GMやフォードをベンチマーキングし、一方で失敗も学ぶ。失敗のレポートを書いておく。
- 「とにかくやってみろ。意見が二つでたら、両方をお互いに一日ずつやってみろ」(大野)
- 「できない理由」は経営者にとって「クリアすべき課題」→「できる理由」にかわる。
真の原因追求による改善
- 「『なぜ』を5回繰り返せ」:真因に近づく。応急処置では同じことの繰り返し
- 「問題があればすぐにラインを止めて真因を追究して改善」「先延ばしするな」「やり仕舞い」
- 「なぜ糸が切れるのか」を追求し「切れない糸」づくりを考える。→止まらないラインづくり。
- 「失敗のルール」:@失敗したら自分で直す。A同じ失敗は二度しない。
現地現物、横展開
- 優れた改善はすぐに「見てきたか」「見てこい」→「知恵の数だけ競争に勝てる」、「横展開」の強さ。
- 「視える化」(情報を視覚的に共有することで組織を強化する手法)
- 「硬くなりがちな頭に創造のムチを当てつつ、今日も生産現場を歩く」(大野)。過去に頼るな。
- 実行第一主義。「まずやってみろ」(豊田佐吉、喜一郎)。技術者は「実地が基本」(喜一郎)。手を汚さないと仕事ができない。
- ライン長はできるだけラインに入らず、外で見る。→改善点を見つけ改善。現地現物+根気
整理整頓と業務の標準化
- 「整理と整頓」を重視する。5S:「整理、整頓、清掃、清潔、しつけ」
- 整理整頓がおろそかでモノ探しに無駄な時間を費やすな。「探す、運ぶは仕事にあらず」
- 短い資料づくりへ:「紙量」、「死量」では時間と労力がムダ。 →A4一枚かA3一枚
- 「ムダは思い切ってカット。基準はお客様の役にたっているかどうかだけ」業務を標準化して普通の人でもできるようにする。営業でもお客との接触から成約に至る過程を標準作業にできる。

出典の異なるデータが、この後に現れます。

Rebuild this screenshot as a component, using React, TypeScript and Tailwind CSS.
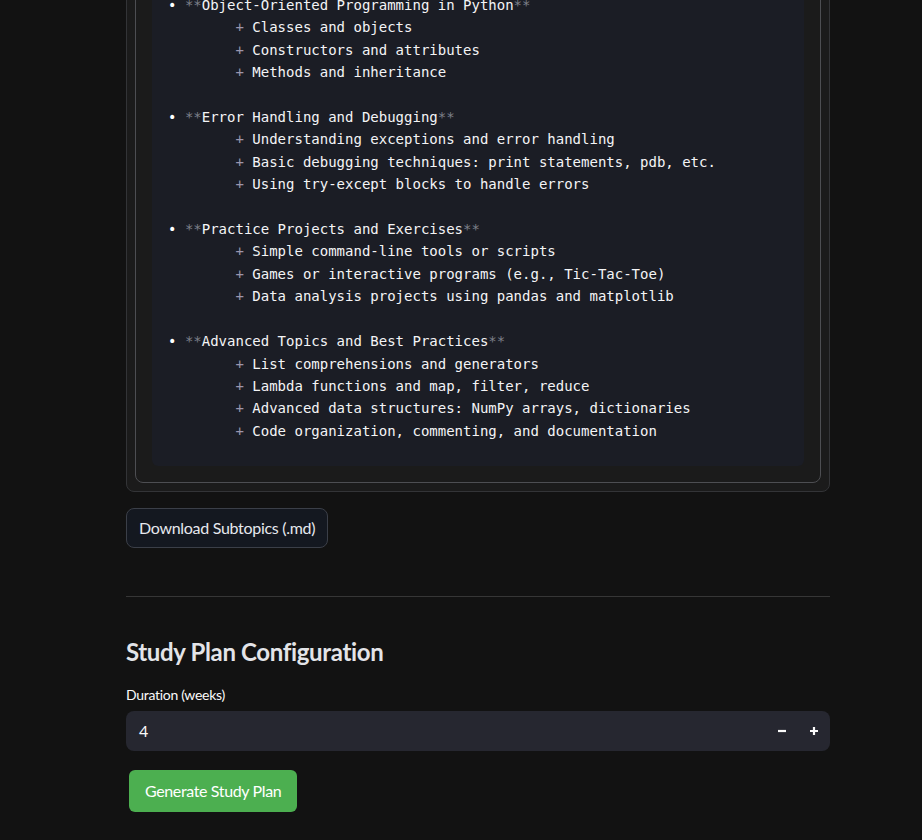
import React from 'react';

type Group = { title: string; items: string[] };

const groups: Group[] = [
  {
    title: 'Object-Oriented Programming in Python',
    items: ['Classes and objects', 'Constructors and attributes', 'Methods and inheritance'],
  },
  {
    title: 'Error Handling and Debugging',
    items: [
      'Understanding exceptions and error handling',
      'Basic debugging techniques: print statements, pdb, etc.',
      'Using try-except blocks to handle errors',
    ],
  },
  {
    title: 'Practice Projects and Exercises',
    items: [
      'Simple command-line tools or scripts',
      'Games or interactive programs (e.g., Tic-Tac-Toe)',
      'Data analysis projects using pandas and matplotlib',
    ],
  },
  {
    title: 'Advanced Topics and Best Practices',
    items: [
      'List comprehensions and generators',
      'Lambda functions and map, filter, reduce',
      'Advanced data structures: NumPy arrays, dictionaries',
      'Code organization, commenting, and documentation',
    ],
  },
];

const mono = "font-['DejaVu_Sans_Mono','Liberation_Mono',monospace]";
const sans = "font-['Lato','Noto_Sans',sans-serif]";

function CodeBlock() {
  return (
    <pre
      className={`${mono} rounded-md bg-[#1b1d25] px-4 pt-4 pb-6 text-[14px] leading-[22.4px] text-[#f4f4f6] whitespace-pre`}
    >
      {groups.map((g, gi) => (
        <React.Fragment key={g.title}>
          {gi > 0 && '\n'}
          <span className="text-white">•</span>{' '}
          <span className="text-[#7d808a]">**</span>
          {g.title}
          <span className="text-[#7d808a]">**</span>
          {'\n'}
          {g.items.map((item, ii) => (
            <React.Fragment key={item}>
              {'        '}
              <span className="text-[#9c96ad]">+</span> {item}
              {gi === groups.length - 1 && ii === g.items.length - 1 ? '' : '\n'}
            </React.Fragment>
          ))}
        </React.Fragment>
      ))}
    </pre>
  );
}

export default function App() {
  return (
    <div className={`${sans} min-h-[840px] overflow-hidden bg-[#121212]`}>
      <div className="ml-[126px] w-[704px] -mt-[48px] pb-7">
        <div className="rounded-lg border border-[#333437] bg-[#1b1b1b] p-2">
          <div className="rounded-lg border border-[#4d4e52] bg-[#1b1b1b] p-4">
            <CodeBlock />
          </div>
        </div>

        <button className="mt-[16px] h-[40px] rounded-lg border border-[#3b3f48] bg-[#141820] px-3 text-[16px] tracking-[-0.3px] text-[#e6e8ee]">
          Download Subtopics (.md)
        </button>

        <hr className="mt-[48px] border-t border-[#363636]" />

        <h2 className="mt-[40px] text-[24px] font-bold leading-[30px] tracking-[-0.35px] text-[#e3e4e8]">
          Study Plan Configuration
        </h2>

        <label className="mt-[18px] block text-[14px] leading-[20px] tracking-[-0.3px] text-[#fafafa]">
          Duration (weeks)
        </label>
        <div className="mt-[6px] flex h-[40px] items-center rounded-lg bg-[#262730]">
          <span className="flex-1 pl-[13px] text-[16px] text-[#fafafa]">4</span>
          <button className="flex h-full w-[32px] items-center justify-center">
            <svg width="10" height="10" viewBox="0 0 10 10">
              <path d="M1 5h8" stroke="#fafafa" strokeWidth="2.2" />
            </svg>
          </button>
          <button className="flex h-full w-[32px] items-center justify-center">
            <svg width="10" height="10" viewBox="0 0 10 10">
              <path d="M1 5h8M5 1v8" stroke="#fafafa" strokeWidth="2.2" />
            </svg>
          </button>
        </div>

        <button className="ml-[3px] mt-[19px] h-[42px] rounded-md bg-[#4caf50] px-4 text-[16px] tracking-[-0.37px] text-white">
          Generate Study Plan
        </button>
      </div>
    </div>
  );
}
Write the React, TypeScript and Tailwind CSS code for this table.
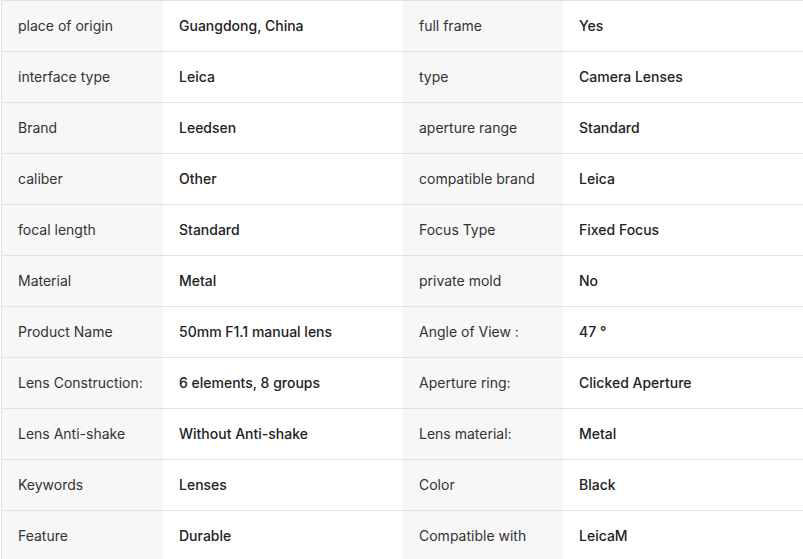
const rows: [string, string, string, string][] = [
  ["place of origin", "Guangdong, China", "full frame", "Yes"],
  ["interface type", "Leica", "type", "Camera Lenses"],
  ["Brand", "Leedsen", "aperture range", "Standard"],
  ["caliber", "Other", "compatible brand", "Leica"],
  ["focal length", "Standard", "Focus Type", "Fixed Focus"],
  ["Material", "Metal", "private mold", "No"],
  ["Product Name", "50mm F1.1 manual lens", "Angle of View :", "47 °"],
  ["Lens Construction:", "6 elements, 8 groups", "Aperture ring:", "Clicked Aperture"],
  ["Lens Anti-shake", "Without Anti-shake", "Lens material:", "Metal"],
  ["Keywords", "Lenses", "Color", "Black"],
  ["Feature", "Durable", "Compatible with", "LeicaM"],
];

export default function App() {
  return (
    <div className="h-[559px] w-[803px] overflow-hidden bg-white font-['Inter',sans-serif] text-[14px]">
      <div className="ml-px w-[802px] border-l border-t border-[#e2e2e2]">
        {rows.map((r, i) => (
          <div key={i} className="grid h-[51px] grid-cols-[161px_240px_160px_241px] border-b border-[#e2e2e2]">
            <div className="flex items-center bg-[#f7f7f7] px-4 pb-[2px] text-[#333]">{r[0]}</div>
            <div className="flex items-center px-4 pb-[2px] font-medium text-[#222]">{r[1]}</div>
            <div className="flex items-center bg-[#f7f7f7] px-4 pb-[2px] text-[#333]">{r[2]}</div>
            <div className="flex items-center px-4 pb-[2px] font-medium text-[#222]">{r[3]}</div>
          </div>
        ))}
      </div>
    </div>
  );
}
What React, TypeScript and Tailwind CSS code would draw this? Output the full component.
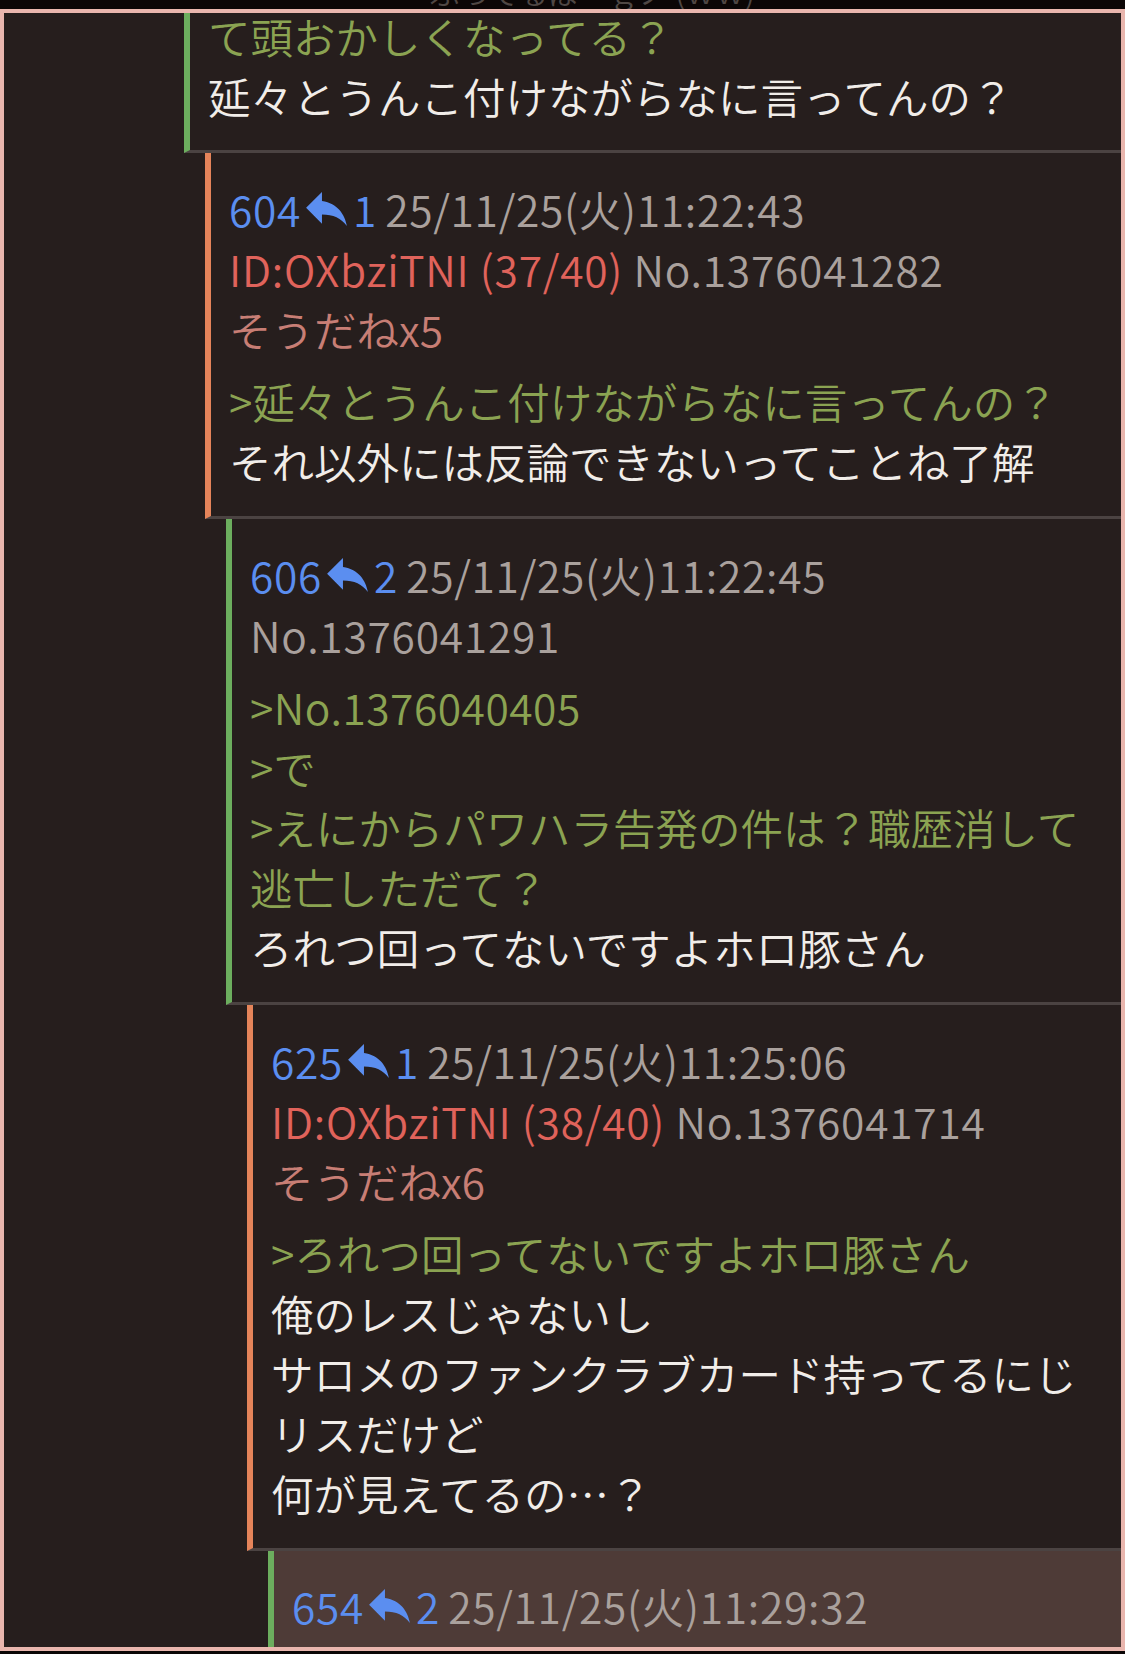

- 可能な限り個人差や感覚差が出る言葉は避け、急所を具体的に言う。「標準」と「具体策」
人づくり、チーム力
- 自分の部署だけでなく「全体を見るセンスが必要だ」(張)。Ex.工程改善が進めば他を手伝う。
- 経営者感覚を持った「ライン経営者」になり、部下を育て、改善を重ねる。:生涯改良(佐吉)
- 「指導してやろう、教えてやろうと考えるな。現場の人たちの知恵を引き出すことが大切(大野)
- 現場の人が自ら知恵を出す。「知恵を出すこと」「知恵の出る人間を育てること」
- 「指示よりうまく」:@最初は指示どおり→A方向だけを示す→B答えにアドバイスだけ送る。
- 教育は知らないことを教える。知っていることを繰り返し練習し、身体で覚えるのが訓練。
- 「人は困らないと知恵が出ない」(大野) 人づくりは「30年単位」。強い思いを持ち改善を続ける。
- 「いいモノをつくるには社員一人ひとりのやる気とチーム力が必須」(張)
- 人を生かす。生かしきっていないのは経営者、管理者が悪いという気がする」(張)
- 「人を大切にする」:海外事業展開でも同様
- 「仕事は現場の人に対する粘り強い理解と説得(納得)であり、権限や権力ではやらない(大野)
- 離れ小島を作らない。→助け合いができないから。
危機管理
- 「内製」を重視する。→生産能力の余力の有無に差が出る。(大野)
- 「問題があって代案を考えないのは『越権行為だと遠慮する』のでなく責任転嫁である」(大野)
- 「ムダはあってもよい」:燃料電池車の燃料選定について決め打ちは危険。
- 「危機はチャンスなり」難局だからやりがいがある。(大野)ex.オイルショック時
- 震災時:ラインを止めた。毎日が危機管理。数十秒の停電でも全ての点検後ラインを動かす。
- 基礎工事を早急に修復しておく。順調な時に「日々改善、日々実践」(大野)
その他(経営等について)
- 「停滞は後退と同義語だ」絶えざる技術革新と業容拡大が必要。(張)
- 「創意工夫」制度:一枚の紙にまとめて提案。
- 講習などをうけて「役に立った」「よくわかった」→仕事に「どう活かそうとするか」が重要。課題のない報告だけではだめ。
- モノの値段はお客様が決める。売値−原価=利益。外注先から安く買うのではなく、安く売れるように改善に協力。
- ハウスメーカーの例:標準作業に基づいて作業を進める。→材工分離への移行が必要。無理をせず粘り強く実施した。